I remember back when I was 23 years old, sitting on my ex boyfriend’s couch and talking about the future. Back then 30 seemed like something that was unimaginably far away; we would certainly be different people with different lives by the time we were 30. It was frightening and fascinating at the same time. We giggled and promised that if by some bizarre act of God we weren’t already hitched by the time we were 30, we would get married. He and I were broken up by the time we turned 25 but we were still the best of friends for years afterwards and at that time the thought of spending the rest of my life with him after 30 seemed totally plausible.

As we crept closer and closer to 30 we both realized that time went a lot faster than we had ever expected. 30 was almost here and once again, we sheepishly laughed about the future and said, “maybe when we’re 35.” The days seemed to drip by slowly like melting wax and all of a sudden the candle was gone –– the flame flickered and eventually went out. People change; we had changed

30 came and went and he and I don’t even speak anymore. It’s been about a year since I last saw him, and I know he’s not married and neither am I. We were always different: him, willing to settle so he never had to sleep alone, and me, never settling and spending many a dark night on my own wondering what would happen if I had. His subsequent girlfriends were meek and mild mannered, nothing like me, and I spent a lot of time wondering if I should’ve changed, if I should have quietened down and acted like a lady. I never did.

That being said, the concept of still being single at the age of 30 isn’t as horrifying now as it was back when I was 23. Okay, maybe it is. I guess I should feel good about someone asking, “How are YOU still single?” Thanks.
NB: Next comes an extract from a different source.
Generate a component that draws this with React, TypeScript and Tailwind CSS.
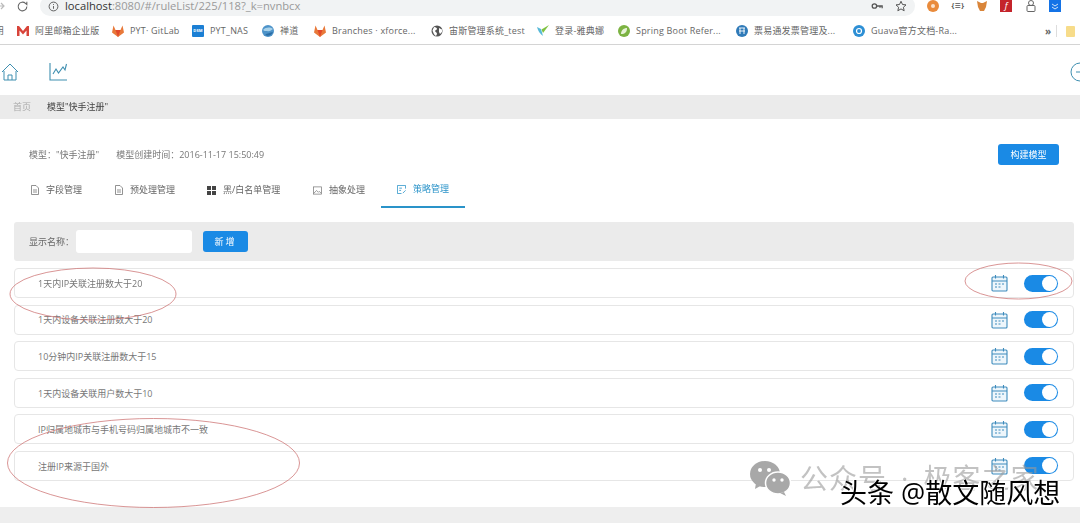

How? I don’t know, it just happened, I just am.

Everywhere I look people are paired. Most of my high school and college friends are married with multiple children, some divorced and re-married, and all the while I’ve been maintaining this wild child image, living the kind of life that most abandoned right after college.
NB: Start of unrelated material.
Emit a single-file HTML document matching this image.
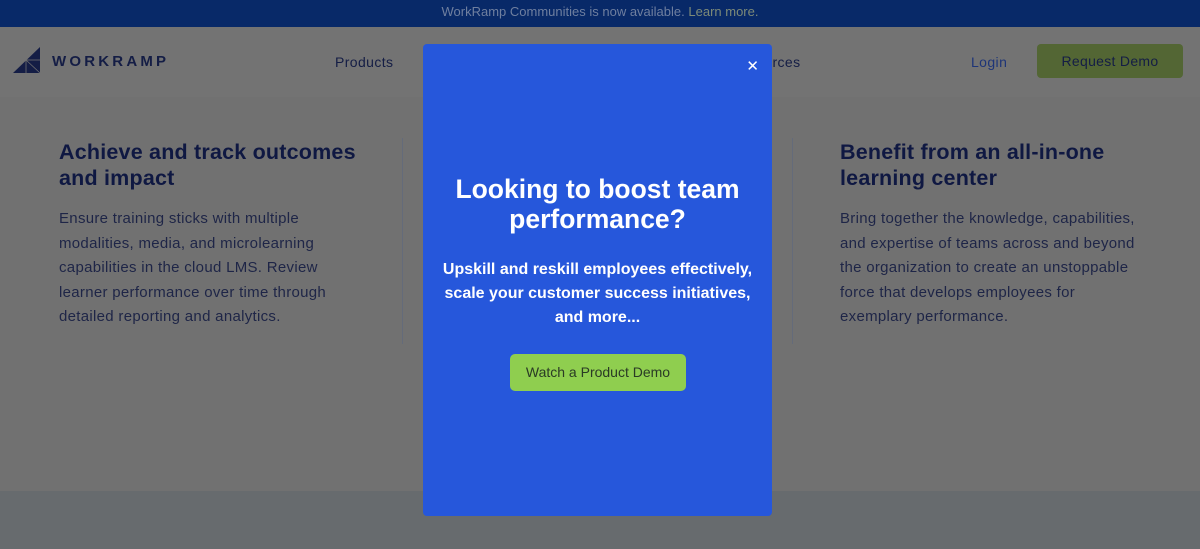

“We wish we still had your life,” they gush, commenting on my wild blog posts and magazine articles, silly photos and last minute travel plans made possible by my bizarre schedule. I sometimes wish I had their lives, but not always.

A couple of years back I sat at the bar with a few friends “celebrating” a close friend’s recently finalized divorce. We shot Jameson with his wedding ring sunk to the bottom of the shot glass, spitting the gold ring out onto the sticky bar top afterwards, and I had never been so happy to walk home that night alone.

So bring it on. Bring on the meatheads and gym rats, the musicians, the lawyers, the occasional professional sports bro/celebrities, the grad students… and bring on the bartenders.

It’s been 30 years, I’ve kissed a lot of frogs and I’m not afraid to keep going till I find my bar scene prince. For crying out loud, I’ve pretty much seen it all. I know myself and what I’m up for; there’s not a lot that scares me. I’m always up for a challenge: don’t fucking threaten me with a good time.